Bustard Head Lighthouse

Three people drown. A mother slits her own throat. A woman is abducted. A young boy is shot. What do these tragedies have in common? The Bustard Head lighthouse.

It all started on 5 May 1887. Kate Gibson, wife of Assistant Lighthouse Keeper Nils Gibson, went missing from Bustard Head. After a two-day search, Kate’s body was found by her eldest daughter. Her throat was slit; the inquest ruled it a suicide.

Two years later and tragedy struck again. On 15 May 1889 John Wilkinson, the Assistant Lighthouse Keeper, was piloting a boat. On board were his wife Elizabeth, Nils Gibson (now Lighthouse Keeper), Nils’s daughter Mary and Telegraph Master Alfred Power. Struggling to navigate in stormy weather, the boat capsized. Gibson grabbed Mary and Wilkinson held onto Elizabeth. Reports at the time said Gibson had stuck to his daughter ‘while strength lasted’ and Gibson himself stated in the inquest that when he tried to swim for shore ‘they had disappeared’.  He made it to safety, swimming over 457 metres (500 yards) to the shore. Wilkinson reached land in the now-righted boat with his unconscious wife, but they could not revive her. Power’s body was found on the beach but Mary – presumed drowned – was never found.

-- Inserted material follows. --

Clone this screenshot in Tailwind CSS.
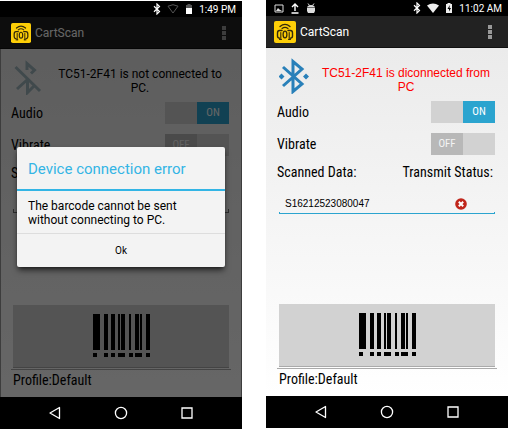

PR2108288 Bustard Head Lighthouse – Lightkeepers Residence

Fast-forward to February 1912. Arthur Cogzwell was escorting 17-year-old Edie Anderson on her journey home from an outback station. Things went awry when Cogzwell was shot in the stomach. He died from his wound but not before he identified the assailant as George Daniels, a worker from the same station as Edie. Neither Daniels nor Edie were anywhere to be found. The prevailing theory was that a jealous Daniels had abducted Edie and taken her into the bush. Police and trackers launched an extensive manhunt, but to no avail. Edie and Daniels weren’t found until 23 years later, when their remains were discovered lying side-by-side. The connection to Bustard Head? Edie was the daughter of the Assistant Lighthouse Keeper and had been on her way home to the lighthouse when she was abducted.

PR 2108288 Bustard Head Lightstation – Detail of Internal Stairs

The final incident took place in May 1914. A young boy, William O’Meara, was accidentally shot by his brother. The bullet damaged William’s liver, lungs and stomach. While it was initially thought he wouldn’t survive, in a small twist of good fate William pulled through. The shooting occurred, of course, at Bustard Head lighthouse, where the boys’ father was employed.

All these tragedies and accidents beg the question: Is Bustard Head cursed? Or is it all just coincidence?